Wednesday, April 24, 2024

Tom Meek logoIt’s some 70 years in the future and Earth is a wasteland, barren and plucked clean by nukes. Nukes mind you that weren’t unleashed on man by fellow man, but man nuking invading aliens who, during their incursion, blasted the moon in half, throwing off the tides and setting off tsunamis and earthquakes that accelerated Earth’s demise to a radioactive and near uninhabitable state. So the final vestige of mankind, which lives above the planet on an inverted-pyramid-shaped monolith/spaceship, waits as turbines on Earth siphon off seawater and convert it to stored energy so they can jet off to a distant moon where a new Eden awaits.

All that’s the “A long time ago in a galaxy far, far away” preamble before we get to Herr Cruise. And the movie, in case you were wondering, is all about Tom Cruise. As one of the only two people remaining on the surface of the planet, there’s plenty of Tom time. Cruise plays Jack Harper (not to be confused with Jack Reacher, Cruise’s last role), a one-man militia and maintenance crew who keeps the turbines chugging and, with the aid of a smattering of drones, keeps the remaining aliens, embedded in caves and subterranean mazes of ruined stadiums, at bay. Jack’s partner Victoria, (U.K. actress Andrea Riseborough) helms the control console and reports up to command while Jack dashes about in his ornithopter (stealing that term from “Dune” because it’s applicable – more on that later) and tends to the drones and turbines.

Jack and Victoria are stationed at a sleek Art Deco sky loft perched atop a nifty tendril structure just above the cumulous blanket. Think of an iPhone on a feathery pillow of pulled cotton and you’d have the right idea – killer pads in Midtown aren’t this hip and minimalist. The two have plenty of sex and look fetching skinny dipping in the glass-bottom infinity pool, but there’s not much connection; their memories have been erased and all they have to do is to focus on their mission, each other and the notion that they will ascend to the mother ship in two weeks and be on their way to a new world.

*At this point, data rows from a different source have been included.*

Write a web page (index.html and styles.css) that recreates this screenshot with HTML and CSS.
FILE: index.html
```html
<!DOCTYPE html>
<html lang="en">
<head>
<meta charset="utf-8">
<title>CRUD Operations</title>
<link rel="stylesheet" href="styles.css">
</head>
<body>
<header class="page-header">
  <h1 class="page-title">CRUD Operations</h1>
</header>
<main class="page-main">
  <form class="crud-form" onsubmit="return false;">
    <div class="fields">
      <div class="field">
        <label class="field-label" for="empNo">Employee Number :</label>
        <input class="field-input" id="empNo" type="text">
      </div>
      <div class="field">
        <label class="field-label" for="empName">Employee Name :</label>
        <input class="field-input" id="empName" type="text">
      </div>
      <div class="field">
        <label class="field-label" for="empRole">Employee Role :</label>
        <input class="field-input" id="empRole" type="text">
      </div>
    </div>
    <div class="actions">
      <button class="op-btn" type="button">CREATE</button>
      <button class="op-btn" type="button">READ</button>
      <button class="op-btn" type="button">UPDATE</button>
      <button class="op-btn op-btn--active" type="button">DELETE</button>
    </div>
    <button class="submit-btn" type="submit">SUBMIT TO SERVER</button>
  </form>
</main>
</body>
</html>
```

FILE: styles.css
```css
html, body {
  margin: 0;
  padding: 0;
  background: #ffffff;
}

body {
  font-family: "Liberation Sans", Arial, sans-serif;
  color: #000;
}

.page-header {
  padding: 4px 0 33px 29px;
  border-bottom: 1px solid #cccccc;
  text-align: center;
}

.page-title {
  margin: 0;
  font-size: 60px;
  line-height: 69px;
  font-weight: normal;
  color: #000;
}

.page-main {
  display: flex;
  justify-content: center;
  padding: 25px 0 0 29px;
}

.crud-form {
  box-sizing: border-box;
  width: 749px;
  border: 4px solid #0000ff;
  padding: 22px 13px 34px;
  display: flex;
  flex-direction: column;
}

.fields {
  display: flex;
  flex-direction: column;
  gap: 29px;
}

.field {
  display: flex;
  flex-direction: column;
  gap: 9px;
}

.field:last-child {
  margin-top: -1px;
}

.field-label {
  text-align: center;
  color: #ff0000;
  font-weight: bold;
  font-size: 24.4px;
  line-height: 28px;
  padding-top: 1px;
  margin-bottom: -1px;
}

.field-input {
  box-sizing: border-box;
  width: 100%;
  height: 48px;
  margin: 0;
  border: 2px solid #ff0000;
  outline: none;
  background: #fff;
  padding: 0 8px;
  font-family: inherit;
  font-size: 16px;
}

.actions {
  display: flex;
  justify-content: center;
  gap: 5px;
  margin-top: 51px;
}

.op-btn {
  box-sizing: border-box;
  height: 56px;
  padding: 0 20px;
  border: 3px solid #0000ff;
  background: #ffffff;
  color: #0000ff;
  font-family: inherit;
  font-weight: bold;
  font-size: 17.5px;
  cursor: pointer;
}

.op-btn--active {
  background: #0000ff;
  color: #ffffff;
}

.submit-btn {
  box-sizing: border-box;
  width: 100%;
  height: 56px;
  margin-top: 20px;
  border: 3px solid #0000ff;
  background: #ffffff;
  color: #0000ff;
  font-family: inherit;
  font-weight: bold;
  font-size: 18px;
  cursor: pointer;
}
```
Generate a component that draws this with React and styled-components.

041913i OblivionBut then one of the drones and a turbine get sabotaged; there’s a strange signal out near the radioactive zone and Jack starts asking questions.

To say any more about the plot would be to do the film, and potential goers, a disservice, so I’ll cease.

The screening of “Oblivion” I attended was in IMAX format, and I can’t stress enough that this is the only way to see it. The film, directed by Joseph Kosinski, is a scrumptious feast visually and the whizzing drones, zapping lasers and booming explosions take on a role of their own in the surround sound.

Everything builds nicely initially, engrossing and fashioning a riddle about what our tomorrow might look like. But as it goes, there is something deeply unsettling. Aren’t those drones, an amalgam of Huey, Louie and Dewy from “Silent Running” and the bad-ass blaster ’bot in “Robocop?” How many times does Jack, roaming about in the desert perforated by the fractured remains of landmark bridges and towers, evoke memories of Luke in the first “Star Wars” (1977) or even Charlton Heston in “Planet of the Apes”? Oh, and then there’s the ominous computerized voice that calls all the shots from behind the protective curtain of wires. Hal or Mother from “2001” or “Alien” anyone?

Those are just a few of the many egregious pilfers in what turns out to be a sci-fi flick mashup. Even “An Affair to Remember” gets sucked up and regurgitated.

Once you start to realize the patchwork, and Tom Cruise too, begins to seem like a retread of everything he’s done before (save “Born on the Fourth of July” and “Magnolia”), Kosinski’s opulence begins to lose it ability to impress and becomes little more than gunpowder burns and saccharine excess.

Perhaps the most interesting aspect to “Oblivion” is its use of drones as a police force. The debate in the here and now about using them to strike terrorist cells abroad and the potential to use them for law enforcement here might use it as good food for thought. Other than that, you get a bunch of Cruise and a logic-challenged reveal in the denouement. Morgan Freeman adds some grace as the gruff old voice of reason, and Riseborough and Olga Kurylenko (”To the Wonder”), as a figment of Jack’s fractured memory and more, make the most of their thin roles.

Kosinski, who made “Tron: Legacy” and adapted “Oblivion” from his own graphic novel, has plenty of elan and an active, if not original, imagination. He’s Quentin Tarantino sans the snappy dialogue, nonlinear narrative and knack for the cool. Perhaps Kosinski needs to hunker down with a veteran scribe and a cantankerous producer, maybe even change up the genre, and let the pieces fall where they may. Then we’ll know if he’s a caretaker of cliché or a budding auteur.